Los movimientos sociales presionan al gobierno para arrancarle concesiones, pero no sólo no se oponen al mismo sino que constituyen su única base social de apoyo. En el gobierno hay, sin duda, quienes quieren dar vida a una mezcla entre los gérmenes de poder popular y los ayllus prehispánicos, por un lado, y el capitalismo de las pymes, por otro, y bautizan a este engendro de una imaginación chola "capitalismo andino". Ellos quieren, en esa perspectiva, "ordenar" la revolución, encauzar y frenar los movimientos sociales, reforzar el aparato estatal. Son una tendencia, pero no son la mayoría, y Evo Morales y los sindicalistas campesinos están en una línea opuesta. Aunque llenen a veces sus lagunas ideológicas con ideas importadas de Cuba y Venezuela, que a su vez las trajeron, modificándolas algo, de la burocracia antisocialista de los países del mal llamado "socialismo real" (partido único, capitalismo de Estado, planificación desde arriba, supresión de los organismos autónomos populares -consejos- y de la autonomía del movimiento obrero).

Bolivia es demasiado pequeña y pobre, está en una región dominada por tres gobiernos empeñados en desarrollar el capitalismo de "sus" burguesías (Chile, Argentina, Brasil) y vive en una situación internacional (y nacional, dados los intentos secesionistas de la oligarquía) que es hostil y todo eso limita el margen de maniobra de su gobierno. Lo sorprendente, pues, no es que Morales no haya acabado en un año con el capitalismo en las tierras yermas del altiplano, sino todo lo que ha hecho en el camino de la descolonización, de la independencia nacional y del anticapitalismo, como la recuperación de las industrias estratégicas a pesar de la presión de las trasnacionales o los comienzos de una reforma agraria. Porque en Bolivia se juntan y mezclan tres revoluciones: la étnica y cultural, por la igualdad de los indígenas con cholos y blancos y por la construcción de un Estado de todos los pueblos y el desarrollo de las culturas, el poder y los derechos y los modos de vida de los pueblos originarios; la nacional, por la independencia frente al capital trasnacional y a Estados Unidos; y la social, por la igualdad, la fraternidad, la libertad, el desarrollo.

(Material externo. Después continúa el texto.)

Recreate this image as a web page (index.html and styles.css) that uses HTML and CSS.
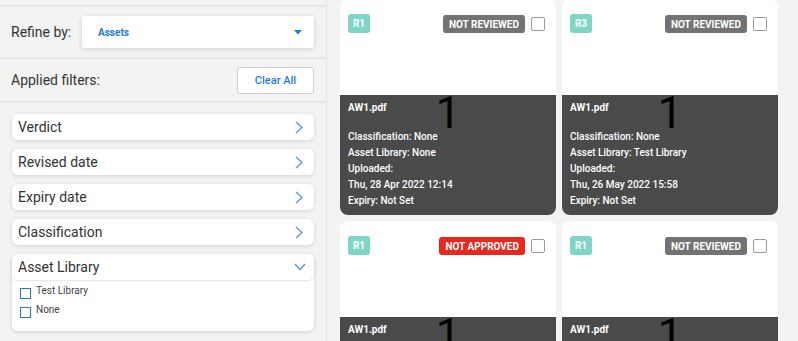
FILE: index.html
```html
<!DOCTYPE html>
<html lang="en">
<head>
    <meta charset="UTF-8">
    <meta name="viewport" content="width=device-width, initial-scale=1.0">
    <title>Assets</title>
    <link rel="stylesheet" href="styles.css">
</head>
<body>
    <div class="page">
        <aside class="sidebar">
            <div class="side-row refine-row">
                <span class="side-label">Refine by:</span>
                <div class="select-box">
                    <span>Assets</span>
                    <svg class="caret" width="8" height="5" viewBox="0 0 8 5"><polygon points="0,0 8,0 4,4.5" fill="#1f7ae0"/></svg>
                </div>
            </div>
            <div class="side-row applied-row">
                <span class="side-label">Applied filters:</span>
                <button class="clear-btn">Clear All</button>
            </div>
            <div class="filters">
                <div class="filter-item">
                    <span>Verdict</span>
                    <svg class="chev" width="8" height="13" viewBox="0 0 8 13"><polyline points="1,1 7,6.5 1,12" fill="none" stroke="#4a90e2" stroke-width="1.2"/></svg>
                </div>
                <div class="filter-item">
                    <span>Revised date</span>
                    <svg class="chev" width="8" height="13" viewBox="0 0 8 13"><polyline points="1,1 7,6.5 1,12" fill="none" stroke="#4a90e2" stroke-width="1.2"/></svg>
                </div>
                <div class="filter-item">
                    <span>Expiry date</span>
                    <svg class="chev" width="8" height="13" viewBox="0 0 8 13"><polyline points="1,1 7,6.5 1,12" fill="none" stroke="#4a90e2" stroke-width="1.2"/></svg>
                </div>
                <div class="filter-item">
                    <span>Classification</span>
                    <svg class="chev" width="8" height="13" viewBox="0 0 8 13"><polyline points="1,1 7,6.5 1,12" fill="none" stroke="#4a90e2" stroke-width="1.2"/></svg>
                </div>
                <div class="filter-group">
                    <div class="filter-item open">
                        <span>Asset Library</span>
                        <svg class="chev-down" width="12" height="8" viewBox="0 0 12 8"><polyline points="1,1 6,6.5 11,1" fill="none" stroke="#4a90e2" stroke-width="1.2"/></svg>
                    </div>
                    <ul class="option-list">
                        <li><span class="opt-box"></span>Test Library</li>
                        <li><span class="opt-box"></span>None</li>
                    </ul>
                </div>
            </div>
        </aside>

        <main class="grid">
            <div class="card">
                <div class="card-top">
                    <span class="rev">R1</span>
                    <span class="status">NOT REVIEWED</span>
                    <span class="card-check"></span>
                </div>
                <div class="thumb-num">1</div>
                <div class="card-info">
                    <div class="file-name">AW1.pdf</div>
                    <div class="meta">Classification: None</div>
                    <div class="meta">Asset Library: None</div>
                    <div class="meta">Uploaded:</div>
                    <div class="meta">Thu, 28 Apr 2022 12:14</div>
                    <div class="meta">Expiry: Not Set</div>
                </div>
            </div>
            <div class="card">
                <div class="card-top">
                    <span class="rev">R3</span>
                    <span class="status">NOT REVIEWED</span>
                    <span class="card-check"></span>
                </div>
                <div class="thumb-num">1</div>
                <div class="card-info">
                    <div class="file-name">AW1.pdf</div>
                    <div class="meta">Classification: None</div>
                    <div class="meta">Asset Library: Test Library</div>
                    <div class="meta">Uploaded:</div>
                    <div class="meta">Thu, 26 May 2022 15:58</div>
                    <div class="meta">Expiry: Not Set</div>
                </div>
            </div>
            <div class="card">
                <div class="card-top">
                    <span class="rev">R1</span>
                    <span class="status rejected">NOT APPROVED</span>
                    <span class="card-check"></span>
                </div>
                <div class="thumb-num">1</div>
                <div class="card-info">
                    <div class="file-name">AW1.pdf</div>
                    <div class="meta">Classification: None</div>
                    <div class="meta">Asset Library: None</div>
                    <div class="meta">Uploaded:</div>
                    <div class="meta">Thu, 28 Apr 2022 12:14</div>
                    <div class="meta">Expiry: Not Set</div>
                </div>
            </div>
            <div class="card">
                <div class="card-top">
                    <span class="rev">R1</span>
                    <span class="status">NOT REVIEWED</span>
                    <span class="card-check"></span>
                </div>
                <div class="thumb-num">1</div>
                <div class="card-info">
                    <div class="file-name">AW1.pdf</div>
                    <div class="meta">Classification: None</div>
                    <div class="meta">Asset Library: None</div>
                    <div class="meta">Uploaded:</div>
                    <div class="meta">Thu, 28 Apr 2022 12:14</div>
                    <div class="meta">Expiry: Not Set</div>
                </div>
            </div>
        </main>
    </div>
</body>
</html>
```

FILE: styles.css
```css
* {
    margin: 0;
    padding: 0;
    box-sizing: border-box;
}

body {
    font-family: Roboto, 'Liberation Sans', sans-serif;
    background-color: #f3f3f3;
    color: #333;
    overflow: hidden;
}

.page {
    display: flex;
    height: 341px;
    overflow: hidden;
}

/* sidebar */

.sidebar {
    width: 327px;
    flex-shrink: 0;
    border-right: 1px solid #e4e4e4;
    padding-top: 5px;
}

.side-row {
    display: flex;
    align-items: center;
    justify-content: space-between;
    border-top: 2px solid #e6e6e6;
    padding: 0 12px 0 11px;
}

.refine-row {
    height: 52px;
}

.applied-row {
    height: 46px;
    border-bottom: 2px solid #e6e6e6;
}

.side-label {
    font-size: 14px;
    color: #333;
}

.select-box {
    width: 232px;
    height: 32px;
    background-color: #fff;
    border-radius: 3px;
    box-shadow: 0 1px 5px rgba(0, 0, 0, 0.15);
    display: flex;
    align-items: center;
    justify-content: space-between;
    padding: 0 12px 0 16px;
    font-size: 10px;
    font-weight: 700;
    color: #1f7ae0;
}

.clear-btn {
    width: 77px;
    height: 27px;
    background-color: #fff;
    border: 1px solid #cfcfcf;
    border-radius: 3px;
    font-family: Roboto, 'Liberation Sans', sans-serif;
    font-size: 11px;
    font-weight: 500;
    color: #1f7ae0;
    margin-top: 1px;
}

.filters {
    padding: 11px 12px 0 12px;
    display: flex;
    flex-direction: column;
    gap: 9px;
}

.filter-item {
    height: 26px;
    background-color: #fff;
    border-radius: 6px;
    box-shadow: 0 1px 4px rgba(0, 0, 0, 0.13);
    display: flex;
    align-items: center;
    justify-content: space-between;
    padding: 0 11px 0 6px;
    font-size: 14px;
    color: #333;
}

.filter-group {
    background-color: #fff;
    border-radius: 6px;
    box-shadow: 0 1px 4px rgba(0, 0, 0, 0.15);
}

.filter-item.open {
    box-shadow: 0 1px 2px rgba(0, 0, 0, 0.12);
    padding-right: 8px;
}

.option-list {
    list-style: none;
    padding: 5px 0 8px 8px;
}

.option-list li {
    display: flex;
    align-items: flex-start;
    font-size: 10px;
    color: #444;
    height: 19px;
}

.opt-box {
    width: 11px;
    height: 11px;
    border: 1px solid #1f7ae0;
    margin-right: 5px;
    margin-top: 3px;
}

/* cards */

.grid {
    display: grid;
    grid-template-columns: 216px 216px;
    grid-auto-rows: 216px;
    gap: 6px 6px;
    padding-left: 13px;
    margin-top: -1px;
}

.card {
    position: relative;
    background-color: #fff;
    border-radius: 8px;
    overflow: hidden;
    display: flex;
    flex-direction: column;
}

.card-top {
    height: 96px;
    display: flex;
    align-items: flex-start;
    padding: 15px 11px 0 8px;
}

.rev {
    width: 22px;
    height: 19px;
    background-color: #7fd6c6;
    border-radius: 3px;
    color: #fff;
    font-size: 10px;
    font-weight: 700;
    display: flex;
    align-items: center;
    justify-content: center;
    margin-right: auto;
}

.status {
    height: 18px;
    padding: 0 6px;
    background-color: #737373;
    border-radius: 3px;
    color: #fff;
    font-size: 10px;
    font-weight: 700;
    display: flex;
    align-items: center;
    margin-top: 1px;
}

.status.rejected {
    background-color: #e8281f;
}

.card-check {
    width: 14px;
    height: 14px;
    border: 1px solid #9a9a9a;
    border-radius: 2px;
    margin: 3px 0 0 6px;
}

.thumb-num {
    position: absolute;
    top: 92px;
    left: 0;
    right: 0;
    text-align: center;
    font-family: Roboto, 'Liberation Sans', sans-serif;
    font-weight: 400;
    font-size: 44px;
    line-height: 44px;
    color: #000;
}

.card-info {
    flex: 1;
    background-color: #4a4a4a;
    color: #fff;
    padding: 6px 8px 0 8px;
    font-size: 10px;
}

.file-name {
    font-weight: 700;
    line-height: 14px;
    margin-bottom: 14px;
}

.meta {
    line-height: 16px;
    font-weight: 500;
}
```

En Bolivia, claramente, una revolución democrática sólo puede culminar con el poder de los trabajadores que, por cierto, el MAS no puede asegurar, pero que es imposible sin la experiencia transitoria con el MAS, los gérmenes de doble poder y la misma Asamblea Constituyente. Por supuesto, las Constituciones, decía Lassalle, son pedazos de papel en la boca de un cañón, y sin "cañón", o sea, sin una relación de fuerzas que las haga cumplir, no pasan de ser buenos deseos. Pero eso no significa que ni las Constituyentes ni las Constituciones carezcan de importancia política sino que hay que desarrollar el poder popular para hacerlas realidad partiendo de la lucha democrática. Porque al tratar de cambiar el país sobre otra base de clase y con otro poder estatal muchos pasan gradualmente, por su propia experiencia adquirida en la escuela del combate y del desarrollo de sus capacidades intelectuales, del simple democratismo a una posición clasista, consejista o incluso socialista. ¿O habría que esperar, en cambio, que los oprimidos maduren, adquieran conciencia y se politicen gracias a una Iluminación repentina o al Verbo de algún Salvador?